Ce que l’on retiendra apparemment de cette corrida, c’est qu’après avoir triomphé d’un toro qui le laissait pour mort quelques minutes auparavant, le génie José Antonio Morante de la Puebla, a décidé de se retirer de la profession laissant ses fans orphelins. Coup de tonnerre ! La tauromachie s’en remettra-t-elle ?

Les fans de JAMDLP, nous en avons déjà parlé. C’est la néo-aficion fascisante. Ce qu’il faut tout de même savoir c’est qu’ils ne sont pas à confondre avec les « Morantistes de toujours ». Ce que fut réellement la tarde de JAMDLP ce jour-là ? C’est assez simple en fait. Une énorme boite à son 2ème toro à la fin d’une réception au capote complètement atypique et improvisée. Un moment suspendu pendant lequel on se demande (en fois de plus) à quel point le gars est fêlé pour revenir en piste. Enfin, une douzaine de tout petits derechazos sans broncher d’un millimètre et une estocade fissa plutôt bien portée dans un délire (quasi) général. Délire resté intact depuis la rouste. Ça valait une oreille (comme Robleño après d’ailleurs). Mais le président, peut-être soucieux de ne pas provoquer une émeute, lâche l’affaire. JAMDLP est fêté comme une idole. Devant les tendidos 6 et 7 (notre Madrid), le triomphe est très largement contesté. Le triomphe. Pas la valeur du torero…

José Antonio Morante de la Puebla restera légitimement dans la mémoire des aficionados « normaux » comme un indéniable artiste qui n’aura eu de cesse, tout au long des années, de mettre son inventivité au service d’un toreo pur et classique. Désormais, il est « débordé ». L’hystérie qu’il génère depuis quelques mois (quelques mois seulement en 25 ans de carrière) est un mouvement politique. Morante est instrumentalisé. Il est devenu en Espagne l’étendard des traditionnalistes/nationalistes comme en témoignent les vivats reçus au moment de son ultime brindis à Santiago Abascal : leur Marine Le Pen à eux. La moindre critique de Dieu provoque un tollé et Las Ventas, considérée jusque-là comme un lieu d’expressions diverses, était prête à lyncher quelques contestataires disséminés.
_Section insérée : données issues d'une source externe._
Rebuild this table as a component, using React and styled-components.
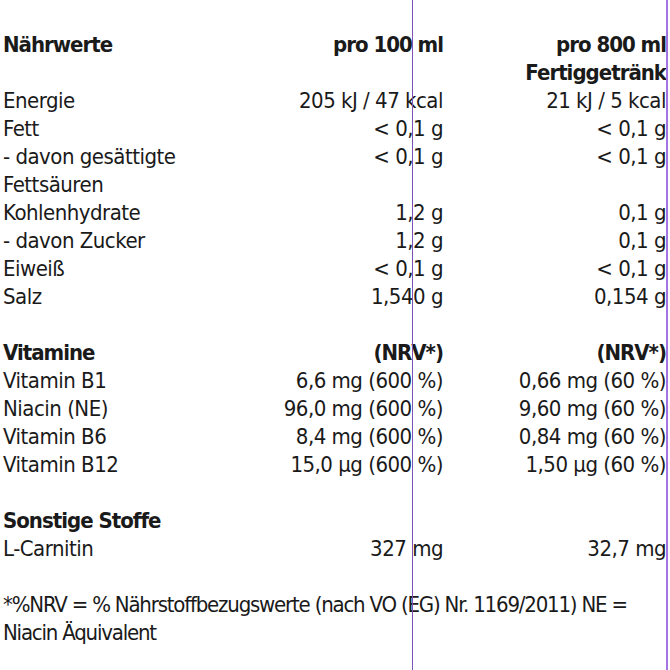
import React from 'react';
import styled, { createGlobalStyle } from 'styled-components';

const GlobalStyle = createGlobalStyle`
  html, body {
    margin: 0;
    padding: 0;
    background: #fff;
  }
  body {
    font-family: "Liberation Sans Narrow", "Arial Narrow", "DejaVu Sans Condensed", "Liberation Sans", sans-serif;
    color: #1a1a1a;
  }
`;

const Page = styled.div`
  position: relative;
  width: 670px;
  height: 670px;
  overflow: hidden;
  padding: 31px 4px 0 3px;
  box-sizing: border-box;
  font-size: 22px;
  line-height: 28px;
  letter-spacing: -0.5px;
`;

const Table = styled.div`
  display: grid;
  grid-template-columns: 1fr 220px 223px;
`;

const Cell = styled.div`
  text-align: ${p => (p.$num ? 'right' : 'left')};
  font-weight: ${p => (p.$bold ? 700 : 400)};
  letter-spacing: ${p => (p.$bold ? '-1px' : 'inherit')};
  white-space: nowrap;
`;

const Spacer = styled.div`
  grid-column: 1 / -1;
  height: 28px;
`;

const Note = styled.p`
  margin: 28px 0 0;
  white-space: nowrap;
  letter-spacing: -1.2px;
`;

const Guide = styled.div`
  position: absolute;
  top: 0;
  bottom: 0;
  left: ${p => p.$x}px;
  width: ${p => p.$w || 1}px;
  background: ${p => p.$color};
`;

const nutrients = [
  ['Energie', '205 kJ / 47 kcal', '21 kJ / 5 kcal'],
  ['Fett', '< 0,1 g', '< 0,1 g'],
  [['- davon gesättigte', 'Fettsäuren'], '< 0,1 g', '< 0,1 g'],
  ['Kohlenhydrate', '1,2 g', '0,1 g'],
  ['- davon Zucker', '1,2 g', '0,1 g'],
  ['Eiweiß', '< 0,1 g', '< 0,1 g'],
  ['Salz', '1,540 g', '0,154 g'],
];

const vitamins = [
  ['Vitamin B1', '6,6 mg (600 %)', '0,66 mg (60 %)'],
  ['Niacin (NE)', '96,0 mg (600 %)', '9,60 mg (60 %)'],
  ['Vitamin B6', '8,4 mg (600 %)', '0,84 mg (60 %)'],
  ['Vitamin B12', '15,0 µg (600 %)', '1,50 µg (60 %)'],
];

const Row = ({ label, a, b, bold }) => (
  <>
    <Cell $bold={bold}>
      {Array.isArray(label) ? label.map((l, i) => <div key={i}>{l}</div>) : label}
    </Cell>
    <Cell $num $bold={bold}>{a}</Cell>
    <Cell $num $bold={bold}>{b}</Cell>
  </>
);

export default function App() {
  return (
    <>
      <GlobalStyle />
      <Page>
        <Table>
          <Row bold label="Nährwerte" a="pro 100 ml" b={<><div>pro 800 ml</div><div>Fertiggetränk</div></>} />
          {nutrients.map(([l, a, b], i) => <Row key={i} label={l} a={a} b={b} />)}
          <Spacer />
          <Row bold label="Vitamine" a="(NRV*)" b="(NRV*)" />
          {vitamins.map(([l, a, b], i) => <Row key={i} label={l} a={a} b={b} />)}
          <Spacer />
          <Row bold label="Sonstige Stoffe" a="" b="" />
          <Row label="L-Carnitin" a="327 mg" b="32,7 mg" />
        </Table>
        <Note>
          *%NRV = % Nährstoffbezugswerte (nach VO (EG) Nr. 1169/2011) NE =
          <br />
          Niacin Äquivalent
        </Note>
        <Guide $x={412} $color="#7d52b8" />
        <Guide $x={666} $w={2} $color="#a474e4" />
      </Page>
    </>
  );
}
Nous étions là. Déboussolés. La tauromachie passait au second plan. Derrière une odeur nauséabonde. Assez facile à identifier finalement. Madrid sentait la merde.

Et comme il n’est pas question de dissocier l’homme de son œuvre, la despedida de Morante n’est pas un choc. C’est un soulagement. L’art ne peut être qu’au service de l’humanité. Du vivre ensemble. Pas de la division et de la haine.

Pendant que les nazillons exaltaient une dernière fois leur héros, Madrid saluait sobrement Robleño.

Notre Madrid.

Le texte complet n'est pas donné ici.